Starting at the line with "Reproduce this table", copy each line through the last one below exactly as written, without any pictures.

-------- Dataset content --------

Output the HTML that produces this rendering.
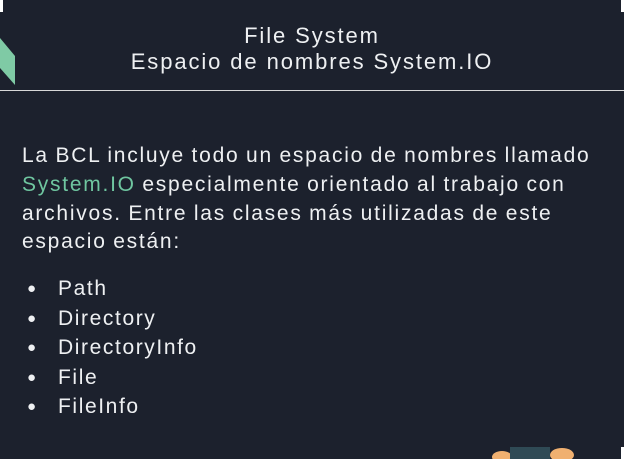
<!DOCTYPE html>
<html><head><meta charset="utf-8"><style>
body{margin:0;width:624px;height:459px;background:#1c212d;overflow:hidden;position:relative;font-family:"Liberation Sans",sans-serif;color:#eef0f2}
.t{position:absolute;left:0;width:624px;text-align:center;font-size:22px;line-height:26px;top:23px;letter-spacing:1.9px}
.hr{position:absolute;left:0;width:624px;top:90px;height:1px;background:#d8d8d8}
.p{position:absolute;left:22px;top:142px;width:600px;font-size:21px;line-height:28.8px;letter-spacing:1.75px;word-spacing:-1px}
.g{color:#6fc6a0}
ul{position:absolute;left:22px;top:274px;margin:0;padding:0;list-style:none;font-size:21px;line-height:29.6px;letter-spacing:1.6px}
li:before{content:"●";font-size:15px;display:inline-block;width:31px;padding-left:5px;vertical-align:2px;letter-spacing:0}
</style></head><body>
<div style="position:absolute;left:0;top:0;width:3px;height:12px;background:#fff"></div>
<div style="position:absolute;right:0;top:0;width:3px;height:12px;background:#fff"></div>
<svg style="position:absolute;left:0;top:38px" width="16" height="48"><polygon points="0,0 15,18 15,47 0,30" fill="#7fcaa5"/></svg>
<div class="t">File System<br>Espacio de nombres System.IO</div>
<div class="hr"></div>
<div class="p">La BCL incluye todo un espacio de nombres llamado<br><span class="g">System.IO</span> especialmente orientado al trabajo con<br>archivos. Entre las clases más utilizadas de este<br>espacio están:</div>
<ul><li>Path</li><li>Directory</li><li>DirectoryInfo</li><li>File</li><li>FileInfo</li></ul>
<svg style="position:absolute;left:490px;top:445px" width="100" height="14"><ellipse cx="12" cy="12" rx="10" ry="6" fill="#f0b070"/><rect x="20" y="2" width="40" height="14" fill="#2f4a55"/><ellipse cx="72" cy="10" rx="12" ry="7" fill="#f0b070"/></svg>
<div style="position:absolute;right:0;bottom:0;width:3px;height:12px;background:#fff"></div>
</body></html>
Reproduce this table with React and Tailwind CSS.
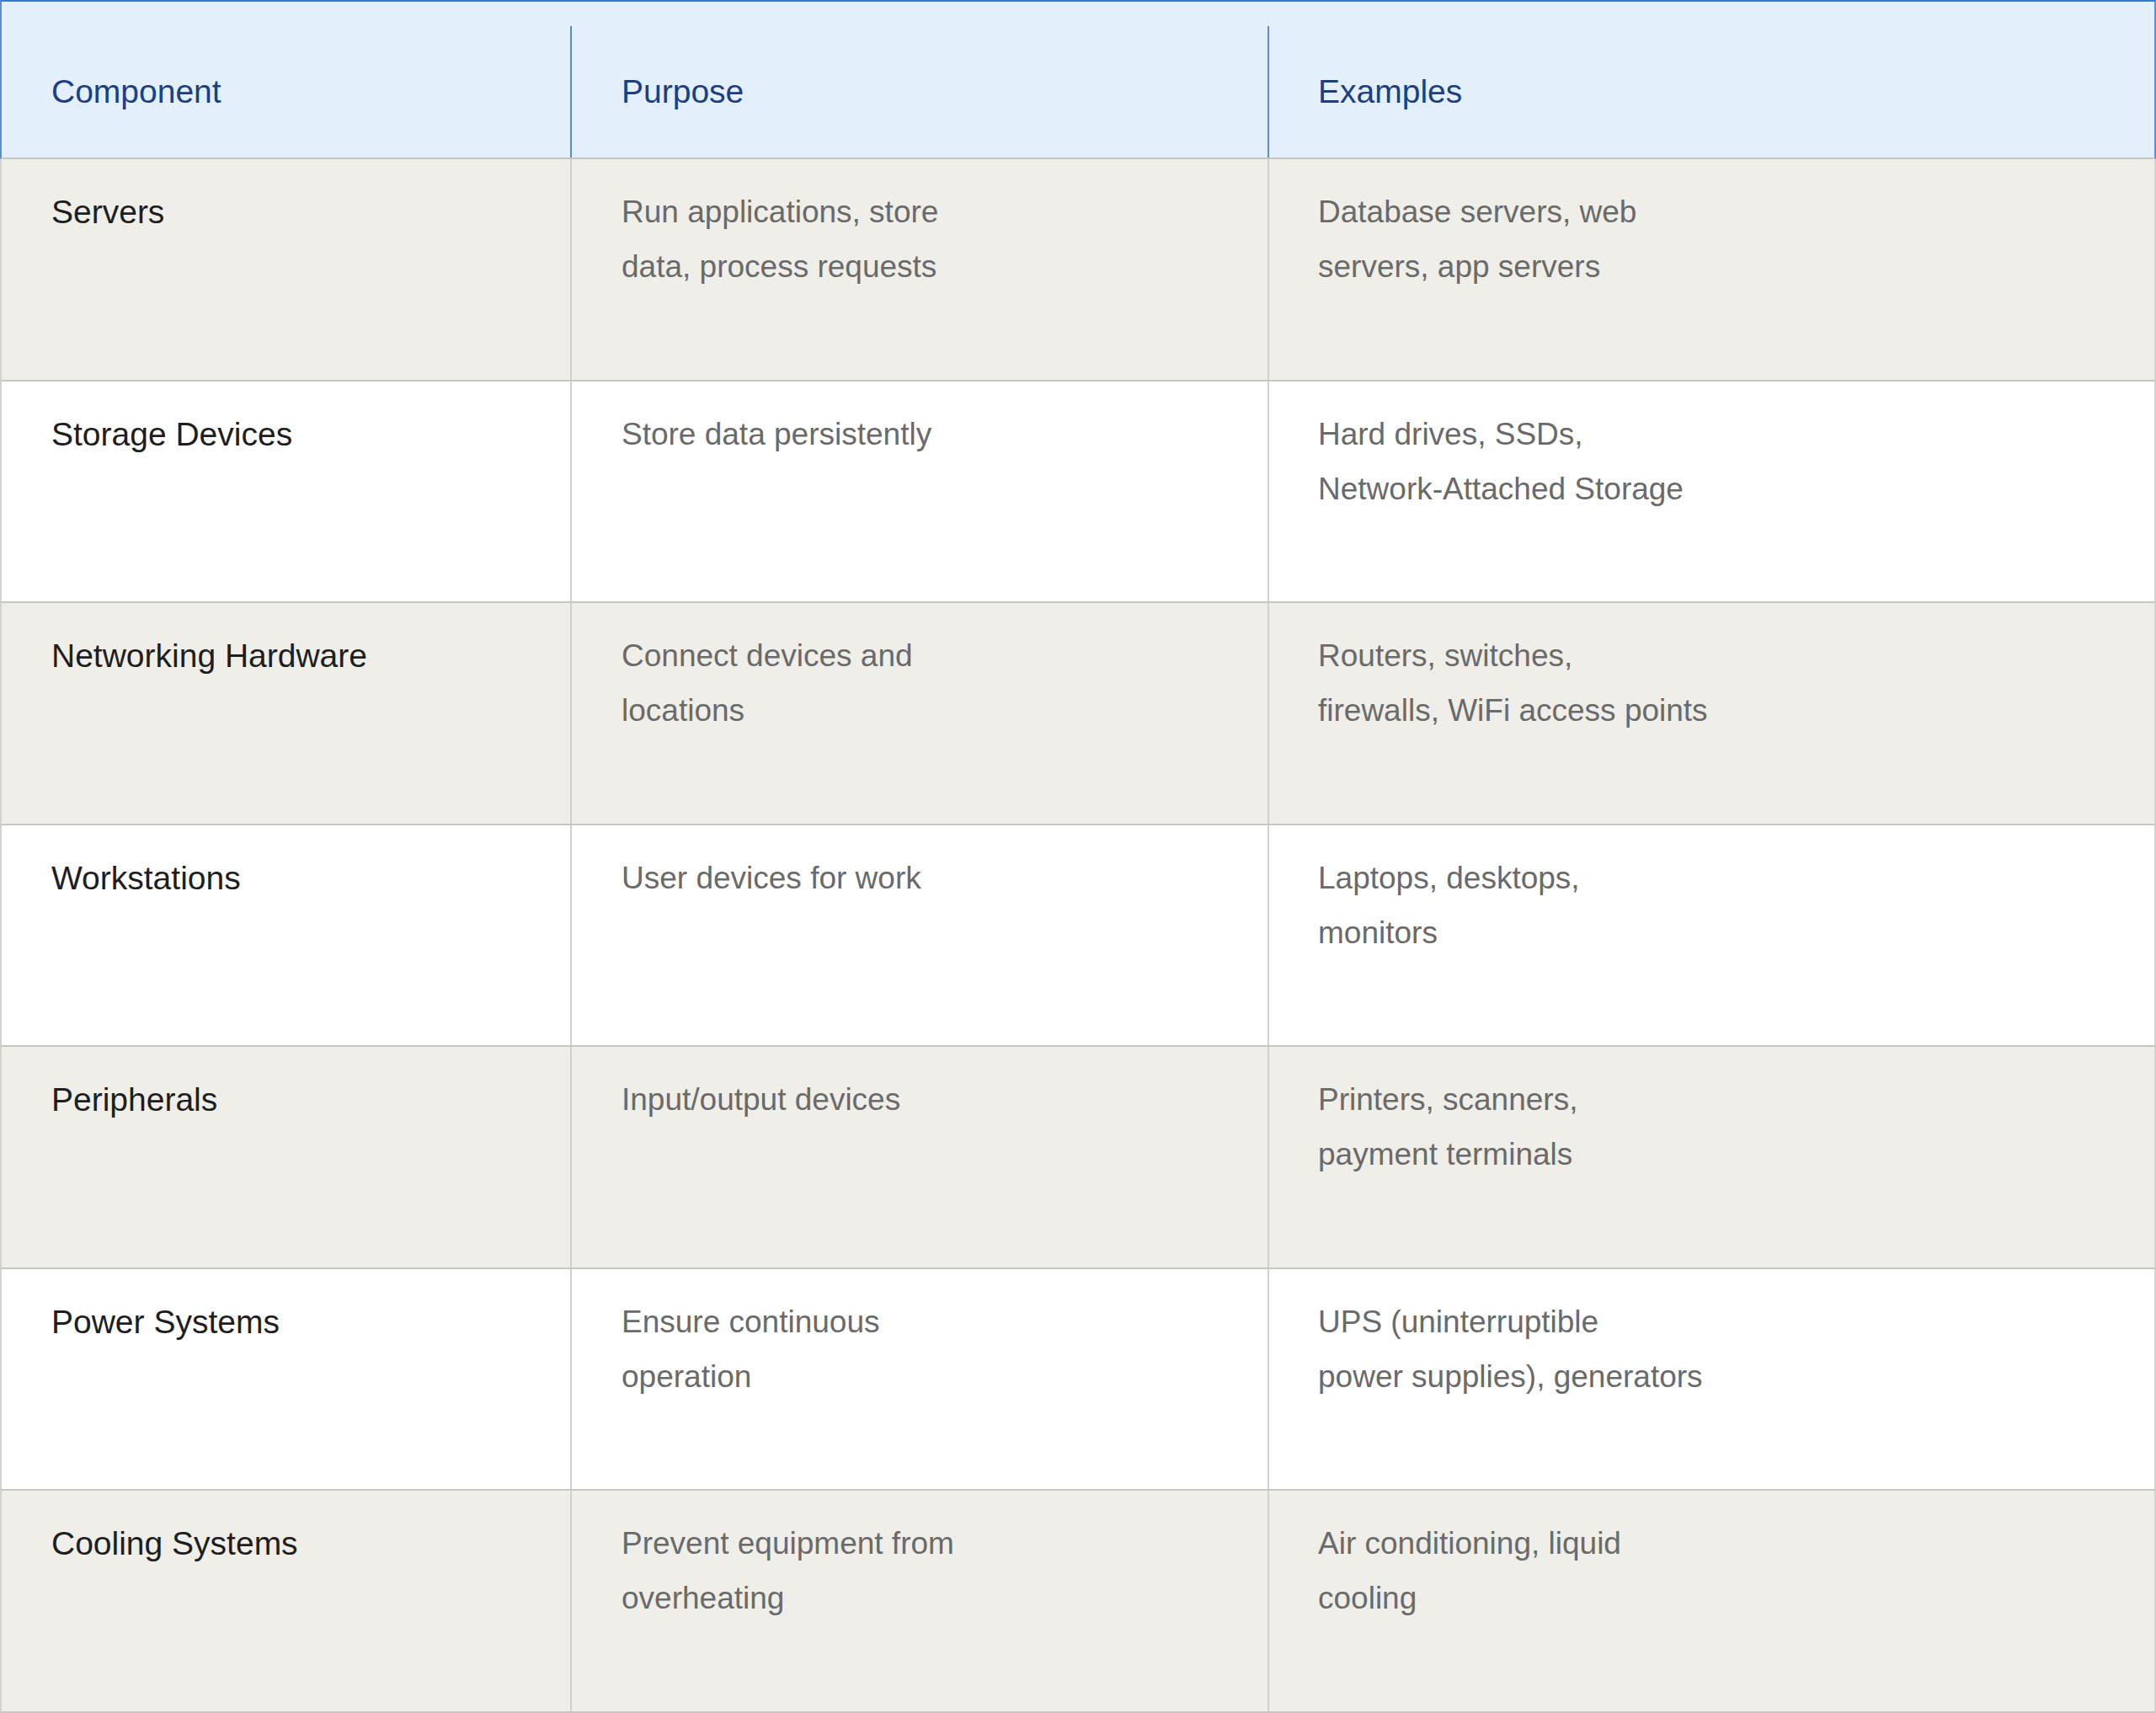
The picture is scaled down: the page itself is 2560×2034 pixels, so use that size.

--------

* [Response to this exercise]
Reproduce this table with React and Tailwind CSS.
The picture is scaled down: the page itself is 2560×2034 pixels, so use that size.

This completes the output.